Altro argomento delicato sul quale non si è riusciti a far sbottonare Xi è quello della crisi in Ucraina. Si conferma la cauta neutralità della Cina, che evita così d’indisporre l’alleato russo. Si guarda, al contempo, dall’appoggiare il referendum in Crimea, che potrebbe creare uno scomodo precedente per Pechino, viste le velleità indipendentiste delle regioni cinesi del Tibet e dello Xinjiang.
Sembra quindi che a dettare le regole della danza per questo tour europeo sia stato l’ospite Xi e non i suoi ciceroni locali.

Michelle Obama pratica l’arte marziale del Taijiquan
Ma mentre Obama e gli altri scambiavano battute e promesse di cooperazione col leader cinese, Michelle Obama, in visita in Cina dal 21 al 26 marzo, aveva meno peli sulla lingua. Tra un colpo di ping pong e una mossa di taiji (perché un po' di teatro bisogna pur farlo), Michelle ha approfittato del quadro più informale della sua visita per toccare alcuni temi sensibili: l’importanza della libertà d’espressione, soprattutto online, il movimento per i diritti civili negli Stati Uniti e l’educazione. Ha infine chiuso la sua visita con un pranzo, non senza valore simbolico, in un ristorante tibetano. Magia del soft power americano.

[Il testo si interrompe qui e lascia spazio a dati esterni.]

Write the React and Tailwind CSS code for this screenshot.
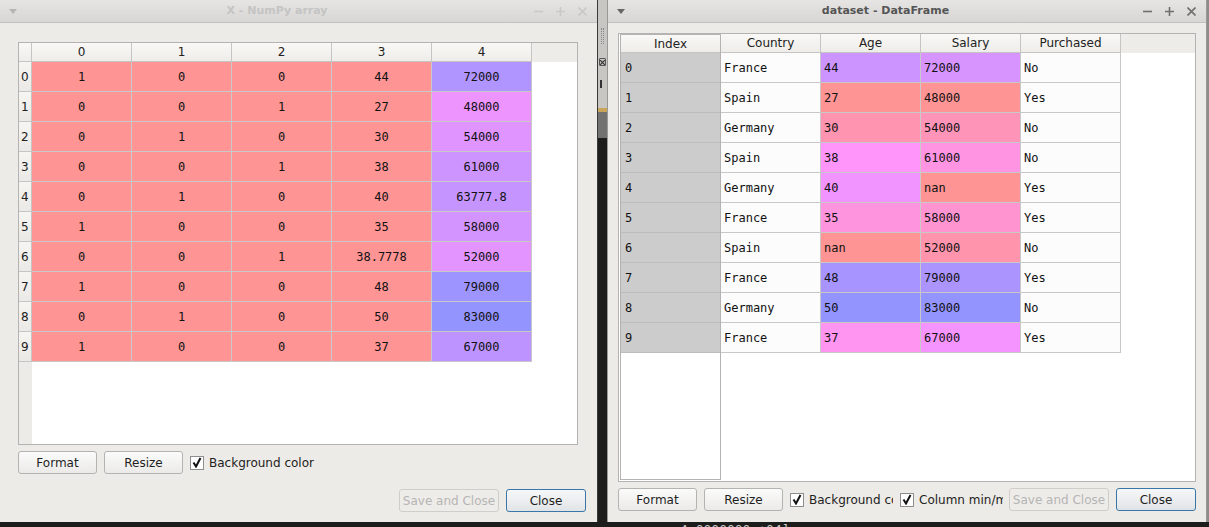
import React from "react";

const LEFT = [
  [1, 0, 0, 44, 72000],
  [0, 0, 1, 27, 48000],
  [0, 1, 0, 30, 54000],
  [0, 0, 1, 38, 61000],
  [0, 1, 0, 40, 63777.8],
  [1, 0, 0, 35, 58000],
  [0, 0, 1, 38.7778, 52000],
  [1, 0, 0, 48, 79000],
  [0, 1, 0, 50, 83000],
  [1, 0, 0, 37, 67000],
];

const DF = [
  ["France", 44, 72000, "No"],
  ["Spain", 27, 48000, "Yes"],
  ["Germany", 30, 54000, "No"],
  ["Spain", 38, 61000, "No"],
  ["Germany", 40, NaN, "Yes"],
  ["France", 35, 58000, "Yes"],
  ["Spain", NaN, 52000, "No"],
  ["France", 48, 79000, "Yes"],
  ["Germany", 50, 83000, "No"],
  ["France", 37, 67000, "Yes"],
];

function heat(v, min, max) {
  if (Number.isNaN(v)) return "rgb(255,148,148)";
  const t = max === min ? 0 : (max - v) / (max - min);
  const h = 240 + 120 * t;
  const lo = 148,
    hi = 255;
  let r, g, b;
  if (h <= 300) {
    r = lo + ((h - 240) / 60) * (hi - lo);
    g = lo;
    b = hi;
  } else {
    r = hi;
    g = lo;
    b = hi - ((h - 300) / 60) * (hi - lo);
  }
  return `rgb(${Math.round(r)},${g},${Math.round(b)})`;
}

function fmt(v) {
  if (Number.isNaN(v)) return "nan";
  return String(v);
}

function TitleBar({ title, active }) {
  const c = active ? "#6f6f6f" : "#c9c9c9";
  return (
    <div className="h-[23px] shrink-0 flex items-center bg-linear-to-b from-[#e6e5e3] to-[#d7d6d4] border-b border-[#c2c1bf]">
      <div className="w-[24px] flex justify-center pl-[2px]">
        <svg width="8" height="5" viewBox="0 0 8 5">
          <path d="M0 0 L8 0 L4 5 Z" fill={active ? "#666" : "#b5b5b5"} />
        </svg>
      </div>
      <div
        className={
          "flex-1 text-center font-bold text-[11px] " +
          (active ? "text-[#555555]" : "text-[#c4c4c4]")
        }
      >
        {title}
      </div>
      <div className="flex items-center gap-[13px] pr-[10px] pl-[4px]">
        <svg width="9" height="9" viewBox="0 0 9 9">
          <path d="M0 4.5 H9" stroke={c} strokeWidth="1.6" />
        </svg>
        <svg width="9" height="9" viewBox="0 0 9 9">
          <path d="M0 4.5 H9 M4.5 0 V9" stroke={c} strokeWidth="1.6" />
        </svg>
        <svg width="9" height="9" viewBox="0 0 9 9">
          <path d="M0.5 0.5 L8.5 8.5 M8.5 0.5 L0.5 8.5" stroke={c} strokeWidth="1.6" />
        </svg>
      </div>
    </div>
  );
}

function Btn({ children, w, kind }) {
  let cls =
    "h-[23px] shrink-0 rounded-[3px] border text-[12px] flex items-center justify-center whitespace-nowrap ";
  if (kind === "disabled")
    cls += "border-[#d0cecb] bg-[#eeece9] text-[#b5b5b5]";
  else if (kind === "default")
    cls +=
      "border-[#3a77a8] bg-linear-to-b from-[#f6f7f8] to-[#e1e4e7] text-[#1e1e1e]";
  else
    cls +=
      "border-[#b4b3b1] bg-linear-to-b from-[#fbfbfb] to-[#ebeae8] text-[#1e1e1e]";
  return (
    <div className={cls} style={{ width: w }}>
      {children}
    </div>
  );
}

function Check() {
  return (
    <div className="w-[14px] h-[14px] shrink-0 border border-[#8e8e8e] bg-white flex items-center justify-center">
      <svg width="10" height="11" viewBox="0 0 10 11">
        <path d="M1.5 5.5 L4 9.5 L8.5 1" stroke="#111" strokeWidth="2" fill="none" />
      </svg>
    </div>
  );
}

function LeftWindow() {
  return (
    <div className="w-[598px] h-[522px] shrink-0 flex flex-col bg-[#edebe7] border-r border-[#3a3a38]">
      <TitleBar title="X - NumPy array" active={false} />
      <div className="flex flex-col pl-[18px] pt-[19px]">
        <div className="w-[560px] h-[403px] border border-[#b4b3b1] bg-white flex flex-col overflow-hidden">
          <div className="h-[19px] shrink-0 flex bg-[#eeece9]">
            <div className="w-[13px] shrink-0 border-r border-b border-[#c6c5c3] bg-linear-to-b from-[#f9f8f6] to-[#efede9]" />
            {[0, 1, 2, 3, 4].map((i) => (
              <div
                key={i}
                className="w-[100px] shrink-0 border-r border-b border-[#c6c5c3] bg-linear-to-b from-[#f9f8f6] to-[#efede9] flex items-center justify-center text-[12px] text-[#222]"
              >
                {i}
              </div>
            ))}
          </div>
          {LEFT.map((row, r) => (
            <div key={r} className="h-[30px] shrink-0 flex">
              <div className="w-[13px] shrink-0 border-r border-b border-[#c6c5c3] bg-linear-to-b from-[#f6f5f2] to-[#ebe9e5] flex items-center pl-[2px] text-[12px] text-[#222]">
                {r}
              </div>
              {row.map((v, c) => (
                <div
                  key={c}
                  className="w-[100px] shrink-0 border-r border-b border-[#c8c8c8] flex items-center justify-center font-['DejaVu_Sans_Mono',monospace] text-[12px] text-[#111]"
                  style={{ backgroundColor: heat(v, 0, 83000) }}
                >
                  {fmt(v)}
                </div>
              ))}
            </div>
          ))}
          <div className="flex-1 flex">
            <div className="w-[13px] shrink-0 bg-[#edebe7]" />
            <div className="flex-1 bg-white" />
          </div>
        </div>
        <div className="flex items-center h-[23px] mt-[6px] gap-[7px]">
          <Btn w="79px">Format</Btn>
          <Btn w="79px">Resize</Btn>
          <div className="flex items-center gap-[5px] text-[12px] text-[#222]">
            <Check />
            <span>Background color</span>
          </div>
        </div>
        <div className="flex items-center justify-end h-[23px] mt-[15px] pr-[11px] gap-[7px]">
          <Btn w="100px" kind="disabled">
            Save and Close
          </Btn>
          <Btn w="80px" kind="default">
            Close
          </Btn>
        </div>
      </div>
    </div>
  );
}

function RightWindow() {
  const ageMin = 27,
    ageMax = 50,
    salMin = 48000,
    salMax = 83000;
  return (
    <div className="w-[600px] h-[522px] shrink-0 flex flex-col bg-[#edebe7] border-l border-r border-[#9a9997]">
      <TitleBar title="dataset - DataFrame" active={true} />
      <div className="flex flex-col pl-[10px] pt-[10px]">
        <div className="w-[578px] h-[449px] border border-[#b4b3b1] bg-white flex overflow-hidden">
          <div className="w-[101px] shrink-0 ml-[1px] mb-[1px] border-l border-r border-b border-t border-[#b4b3b1] flex flex-col bg-white">
            <div className="h-[18px] shrink-0 border-b border-[#c6c5c3] bg-linear-to-b from-[#f9f8f6] to-[#efede9] flex items-center justify-center text-[12px] text-[#222]">
              Index
            </div>
            {DF.map((_, r) => (
              <div
                key={r}
                className="h-[30px] shrink-0 border-b border-[#bdbdbd] bg-[#cccccc] flex items-center pl-[4px] font-['DejaVu_Sans_Mono',monospace] text-[12px] text-[#111]"
              >
                {r}
              </div>
            ))}
          </div>
          <div className="flex-1 flex flex-col">
            <div className="h-[19px] shrink-0 flex bg-[#eeece9]">
              {["Country", "Age", "Salary", "Purchased"].map((h) => (
                <div
                  key={h}
                  className="w-[100px] shrink-0 border-r border-b border-[#c6c5c3] bg-linear-to-b from-[#f9f8f6] to-[#efede9] flex items-center justify-center text-[12px] text-[#222]"
                >
                  {h}
                </div>
              ))}
            </div>
            {DF.map((row, r) => (
              <div key={r} className="h-[30px] shrink-0 flex">
                <div className="w-[100px] shrink-0 border-r border-b border-[#c8c8c8] bg-[#fcfcfc] flex items-center pl-[3px] font-['DejaVu_Sans_Mono',monospace] text-[12px] text-[#111]">
                  {row[0]}
                </div>
                <div
                  className="w-[100px] shrink-0 border-r border-b border-[#c8c8c8] flex items-center pl-[3px] font-['DejaVu_Sans_Mono',monospace] text-[12px] text-[#111]"
                  style={{ backgroundColor: heat(row[1], ageMin, ageMax) }}
                >
                  {fmt(row[1])}
                </div>
                <div
                  className="w-[100px] shrink-0 border-r border-b border-[#c8c8c8] flex items-center pl-[3px] font-['DejaVu_Sans_Mono',monospace] text-[12px] text-[#111]"
                  style={{ backgroundColor: heat(row[2], salMin, salMax) }}
                >
                  {fmt(row[2])}
                </div>
                <div className="w-[100px] shrink-0 border-r border-b border-[#c8c8c8] bg-[#fcfcfc] flex items-center pl-[3px] font-['DejaVu_Sans_Mono',monospace] text-[12px] text-[#111]">
                  {row[3]}
                </div>
              </div>
            ))}
            <div className="flex-1 bg-white" />
          </div>
        </div>
        <div className="flex items-center h-[23px] mt-[6px] text-[12px] text-[#222]">
          <Btn w="79px">Format</Btn>
          <div className="w-[7px]" />
          <Btn w="79px">Resize</Btn>
          <div className="w-[7px]" />
          <div className="w-[103px] shrink-0 flex items-center gap-[5px] overflow-hidden whitespace-nowrap">
            <Check />
            <span>Background color</span>
          </div>
          <div className="w-[7px]" />
          <div className="w-[103px] shrink-0 flex items-center gap-[5px] overflow-hidden whitespace-nowrap">
            <Check />
            <span>Column min/max</span>
          </div>
          <div className="w-[6px]" />
          <Btn w="100px" kind="disabled">
            Save and Close
          </Btn>
          <div className="w-[7px]" />
          <Btn w="80px" kind="default">
            Close
          </Btn>
        </div>
      </div>
    </div>
  );
}

function Strip() {
  return (
    <div className="w-[9px] h-[522px] shrink-0 flex flex-col">
      <div className="h-[108px] bg-[#c7c6c3] flex flex-col items-center pt-[28px] gap-[14px]">
        <div className="w-[3px] h-[16px] border-l border-r border-dotted border-[#8a8a8a]" />
        <div className="w-[7px] h-[8px] border border-[#555] rounded-[1px] flex items-center justify-center">
          <svg width="5" height="5" viewBox="0 0 5 5">
            <path d="M0 0 L5 5 M5 0 L0 5" stroke="#333" strokeWidth="1.2" />
          </svg>
        </div>
        <div className="w-[5px] h-[8px] border-l-2 border-[#333]" />
      </div>
      <div className="h-[4px] bg-[#c9a55a]" />
      <div className="h-[26px] bg-[#727270]" />
      <div className="flex-1 bg-[#1d1d1b]" />
    </div>
  );
}

export default function App() {
  return (
    <div className="w-[1209px] h-[527px] overflow-hidden bg-[#1d1d1b] flex flex-col font-['DejaVu_Sans',sans-serif]">
      <div className="flex h-[522px] shrink-0">
        <LeftWindow />
        <Strip />
        <RightWindow />
        <div className="flex-1 bg-[#8d8c8a]" />
      </div>
      <div className="h-[5px] overflow-hidden pl-[680px]">
        <div className="font-['DejaVu_Sans_Mono',monospace] text-[13px] leading-[13px] text-[#c8c8c8] mt-[1px] whitespace-nowrap">
          4.0000000e+04],
        </div>
      </div>
    </div>
  );
}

Nel frattempo, alla sede dell’UNESCO a Parigi, il presidente cinese ricordava che ogni civiltà è diversa, nessuna è inferiore o superiore alle altre e i loro scambi non si possono basare sull’innalzamento o l’abbassamento esclusivo di questa o quella civiltà. Forse un monito indiretto per quanti volessero erigersi a paladini della tradizione universalista dei diritti civili e politici, puntando il dito contro la Cina?